As I stood up from my desk with the intention to humanly give up, rather than try to write about books that I hadn’t even read, an angel message stopped me, saying “I am the same Mind that made this test and that wrote every book and I am with you to take this test and tell you everything you need to know.”  I heard these words as a direct message from God.  I gained confidence from this angel message and from remembering other ideas from the Bible lesson I’d cherished and made my own during my healing time of study in the Reading Room.

They included these passages from Science and Health:
“It is the prerogative of the ever-present, divine Mind, and of thought in rapport with this Mind, to know the past, the present, and the future. Acquaintance with the Science of being enables us to commune more largely with the divine Mind… to be divinely inspired, yea, to reach the range of fetterless Mind.” (84:11-18)

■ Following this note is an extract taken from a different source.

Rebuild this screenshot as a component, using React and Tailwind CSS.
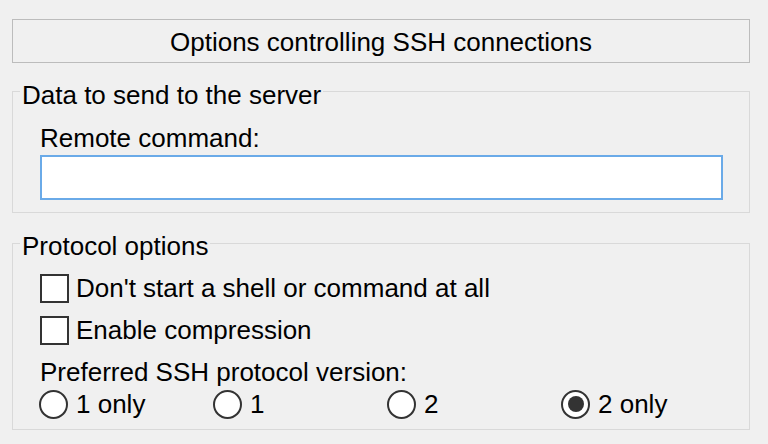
import React, { useState } from 'react';

const font = { fontFamily: '"Liberation Sans", Arial, sans-serif' };

const CheckBox = ({ label, checked, onChange }) => (
  <label className="flex h-[30px] items-center gap-[7px] cursor-default">
    <span
      onClick={onChange}
      className="flex h-[29px] w-[29px] shrink-0 items-center justify-center border-2 border-[#333333] bg-white"
    >
      {checked && <span className="h-[13px] w-[13px] bg-[#333333]" />}
    </span>
    <span>{label}</span>
  </label>
);

const Radio = ({ label, selected, onSelect }) => (
  <div className="flex h-[30px] w-[174px] items-center gap-[8px]" onClick={onSelect}>
    <span className="flex h-[29px] w-[29px] shrink-0 items-center justify-center rounded-full border-2 border-[#333333] bg-white">
      {selected && <span className="h-[16px] w-[16px] rounded-full bg-[#333333]" />}
    </span>
    <span>{label}</span>
  </div>
);

const App = () => {
  const [noShell, setNoShell] = useState(false);
  const [compress, setCompress] = useState(false);
  const [version, setVersion] = useState('2 only');

  return (
    <div
      className="h-[444px] w-[768px] overflow-hidden bg-[#f0f0f0] pl-[12px] pr-[18px] pt-[19px] text-[26px] leading-[30px] text-black"
      style={font}
    >
      {/* header */}
      <div className="flex h-[44px] items-center justify-center border border-[#bcbcbc] bg-[#f0f0f0] pt-[2px]">
        Options controlling SSH connections
      </div>

      {/* Data to send to the server */}
      <fieldset className="mt-[10px] border border-[#d9d9d9] px-[7px]">
        <legend className="px-[2px] pt-[7px]">Data to send to the server</legend>
        <div className="pl-[20px] pr-[19px] pt-[13px] pb-[12px]">
          <div>Remote command:</div>
          <input
            type="text"
            className="mt-[2px] block h-[45px] w-full border-2 border-[#6aaae8] bg-white px-2 outline-none"
          />
        </div>
      </fieldset>

      {/* Protocol options */}
      <fieldset className="mt-[13px] border border-[#d9d9d9] px-[7px]">
        <legend className="px-[2px] pt-[5px]">Protocol options</legend>
        <div className="flex flex-col gap-[12px] pl-[20px] pr-[19px] pt-[12px]">
          <CheckBox
            label="Don't start a shell or command at all"
            checked={noShell}
            onChange={() => setNoShell(!noShell)}
          />
          <CheckBox
            label="Enable compression"
            checked={compress}
            onChange={() => setCompress(!compress)}
          />
        </div>
        <div className="pl-[20px] pt-[12px] pb-[10px]">
          <div>Preferred SSH protocol version:</div>
          <div className="mt-[2px] -ml-[1px] flex">
            {['1 only', '1', '2', '2 only'].map((v) => (
              <Radio key={v} label={v} selected={version === v} onSelect={() => setVersion(v)} />
            ))}
          </div>
        </div>
      </fieldset>
    </div>
  );
};

export default App;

“A knowledge of the Science of being develops the latent abilities and possibilities of man. It extends the atmosphere of thought, giving mortals access to broader and higher realms. It raises the thinker into his native air of insight and perspicacity.(SH 128:14)

“Spirit imparts the understanding uplifts consciousness and leads… This understanding is not intellectual, is not the result of scholarly attainments, it is the reality of all things brought to light.” (SH, 505:16, 26-28)

I sat back down at my desk with a joyous and confident motive to glorify God by being a clear transparency to let God’s goodness shine through me.  I strove to see myself as a “scribe under orders.”  I was determined not to try to make up myself what I humanly didn’t know, but rather to “welcome” divine Mind’s ideas.  Ideas flowed and I wrote them down effortlessly. At the end of the three hours, I handed in the exam with a sense of inspired joy.  And the next day I found out that my grade in the course actually improved!  I was grateful and gave all glory to God alone.  I had demonstrated that what cannot God do for me when I, like Joseph, know that “it is not in me. God shall give (me every) … answer” that I need, and I know it!  This demonstration helped realized that every time we have no clue humanly how to answer any question or problem, we can turn to divine Mind for answers. All we ever need do is be “Looking unto (Christ) Jesus the author and finisher”! (Heb. 12:2)

I have turned to this landmark healing for years as a reminder that we can always lean on God for refuge and strength, as a “very present help in trouble.” (Psalm 46:1)

[This is being submitted to the Christian Science Publishing Society.]